Miyuki, Hana et Gin sont trois SDF des rues de Tokyo. Miyuki, l'ado fugeuse, Hana le travesti romantique et Gin l'ancien forment un embryon de famille, se disputant pour un rien mais nouant une relation riche. Le soir de Noël ils découvrent un bébé abandonné dans un poubelle. Seul indice pour retrouver ses parents une clé menant à unE consigne contenant des photos et des cartes professionnelles. Les trois aspirants rois mages se lancent à la recherche de la famille du bébé à travers la nuit de Tokyo.



Avec Tokyo Godfathers, Satoshi Kon signe le troisième long métrage d'une carrière qui a autant charmé le public que séduit les critiques. Dans ce film il délaisse en apparence les univers torturés de Perfect Blue pour nous lancer dans un conte de Noël riche en rencontres et rebondissements. Imaginez trois laissés pour compte s'improvisant parents puis détectives privés puis sauveurs d'un nouveau né. Trois personnages incarnation de l'anti-héros : le vieil alcoolique, le travesti prêt à pleurer pour un rien et l'adolescente rebelle. Trois personnages aux antipodes apparemment des qualités de père et de mère. Et c'est là le premier ressort de ce film (remake non officiel du western Three Godfathers de John Ford) la mutation de ces trois naufragés de la vie en famille. Comme dans le western de Ford où trois hors la loi emmènent un nouveau né vers la ville de Nouvelle Jérusalem, ici les trois compères vont traverser une Tokyo scintillante de lumière, grouillante de vie et traversée par des histoires dont les fils se croisent et se décroisent. Ce qui étonnant pour un film de Satoshi Kon, c'est l'aspect lumineux de son œuvre et profondément optimiste. Au gré de rencontres hautes en couleur (un mariage d'un obscur homme d'affaire, un tueur à gage..), de drames (une tentative d'assassinat, des accidents, une ratonnade, un suicide) et d'une ville en proie à une nuit hystérique, l'improbable trio apparaît comme le seule élément stable animé par une mission christique : rapporter l'enfant à sa famille.

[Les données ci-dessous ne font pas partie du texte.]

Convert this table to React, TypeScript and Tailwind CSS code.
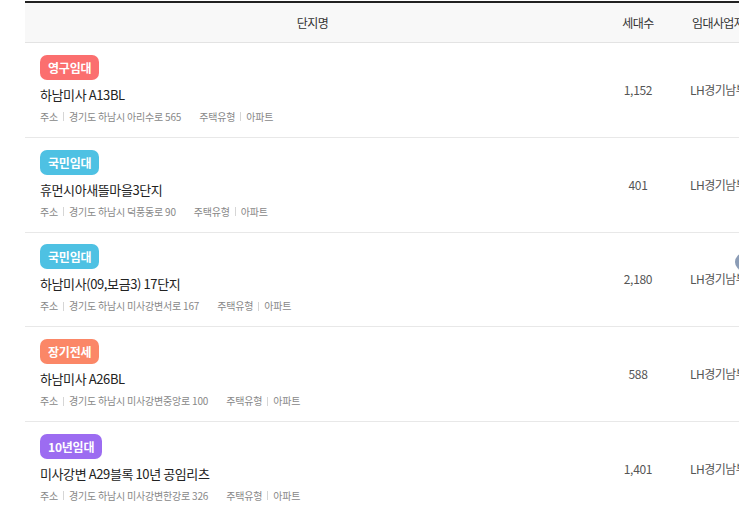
const rows = [
  { tag: "영구임대", color: "bg-[#fb6f6f]", name: "하남미사 A13BL", addr: "경기도 하남시 아리수로 565", count: "1,152" },
  { tag: "국민임대", color: "bg-[#4ec1e3]", name: "휴먼시아새뜰마을3단지", addr: "경기도 하남시 덕풍동로 90", count: "401" },
  { tag: "국민임대", color: "bg-[#4ec1e3]", name: "하남미사(09,보금3) 17단지", addr: "경기도 하남시 미사강변서로 167", count: "2,180" },
  { tag: "장기전세", color: "bg-[#fb8767]", name: "하남미사 A26BL", addr: "경기도 하남시 미사강변중앙로 100", count: "588" },
  { tag: "10년임대", color: "bg-[#9c6cf1]", name: "미사강변 A29블록 10년 공임리츠", addr: "경기도 하남시 미사강변한강로 326", count: "1,401" },
];

export default function App() {
  return (
    <div
      className="relative h-[511px] w-[739px] overflow-hidden bg-white"
      style={{ fontFamily: '"Noto Sans CJK KR", "Noto Sans", sans-serif' }}
    >
      <div className="ml-[25px] mt-px w-[840px] border-t-2 border-[#222]">
        <div className="grid h-[40px] grid-cols-[575px_76px_1fr] items-center border-b border-[#e3e3e3] bg-[#f8f8f8] text-[12px] tracking-[-0.6px] text-[#333]">
          <div className="text-center">단지명</div>
          <div className="text-center">세대수</div>
          <div className="pl-[16px]">임대사업자</div>
        </div>
        {rows.map((r, i) => (
          <div
            key={i}
            className="grid h-[94.75px] grid-cols-[575px_76px_1fr] items-center border-b border-[#e8e8e8]"
          >
            <div className="flex flex-col items-start pb-[1px] pl-[15px]">
              <span
                className={`${r.color} rounded-[7px] px-[8px] py-[4px] text-[12px] font-bold leading-[17px] tracking-[-0.2px] text-white`}
              >
                {r.tag}
              </span>
              <div className="mt-[6px] text-[13px] leading-[18px] tracking-[-0.4px] text-[#222]">{r.name}</div>
              <div className="mt-[6px] flex items-center text-[10px] leading-[14px] tracking-[-0.2px] text-[#888]">
                <span>주소</span>
                <span className="mx-[5px] h-[9px] w-px bg-[#d6d6d6]" />
                <span>{r.addr}</span>
                <span className="ml-[18px]">주택유형</span>
                <span className="mx-[5px] h-[9px] w-px bg-[#d6d6d6]" />
                <span>아파트</span>
              </div>
            </div>
            <div className="text-center text-[12px] tracking-[-0.3px] text-[#555]">{r.count}</div>
            <div className="pl-[14px] text-[12px] tracking-[-0.5px] text-[#555]">LH경기남부지역본부</div>
          </div>
        ))}
      </div>
      <div className="absolute left-[735px] top-[253px] h-[18px] w-[18px] rounded-full bg-[#8b9cb6]" />
    </div>
  );
}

Et comme une bonne étoile (coucou la référence biblique) semble accompagner le bébé, les trois compères se lancent dans un road trip très drôle.

Cette narration linéaire, qui peut surprendre les habitués du réalisateur, lui permet de construire pas à pas trois histoires en une. Il y a d'abord celle de l'enfant : qui sont les parents, pourquoi cet abandon ? La révélation de la vérité aurait de quoi glacer sans l'esprit du noël qui accompagne le film. Derrière le pathos, la magie de noël vient célébrer la vie. Il y a ensuite l'histoire de ces trois SDF, trois vies brisées où le mensonge et le drame se disputent la scène. Les lentes révélations (merveilleuse scène de l'hôpital ou de la cabine téléphonique) permettent de saisir les raisons qui les poussent à aller chercher eux-mêmes les parents au lieu de confier cette mission aux policiers. Il y a enfin une histoire de Tokyo et de ses aspect méconnus : les SDF apparus suite à la crise économique, les parieurs, les endettés, les émigrés. Une immersion sous le signe de l'optimisme ce qui rend cette virée magique.

Techniquement le travail se Satoshi Kon est remarquable. L'animation demeure un modèle : précise, vive réaliste. La pâte du maîtrise se retrouve dans le traitement des visages, des nez, des rondeurs. Mais à la différence de Perfect Blue où l'animation multipliait les séquences très rythmées avec un montage rapide digne des clips musicaux, Tokyo Godfathers est plus calme, plus mesuré à part pour l'incroyable et cartoonesque scène de poursuite. 

Tokyo Godfathers fonctionne comme un conte de Noël exquis. Servi par une construction linéaire, il nous plonge dans une histoire débordant d'humanisme (sans être naïve), pleine de références religieuses (l'enfant sauveur) et qui emporte le spectateur tant la réalisation et l'humour sont bien dosés.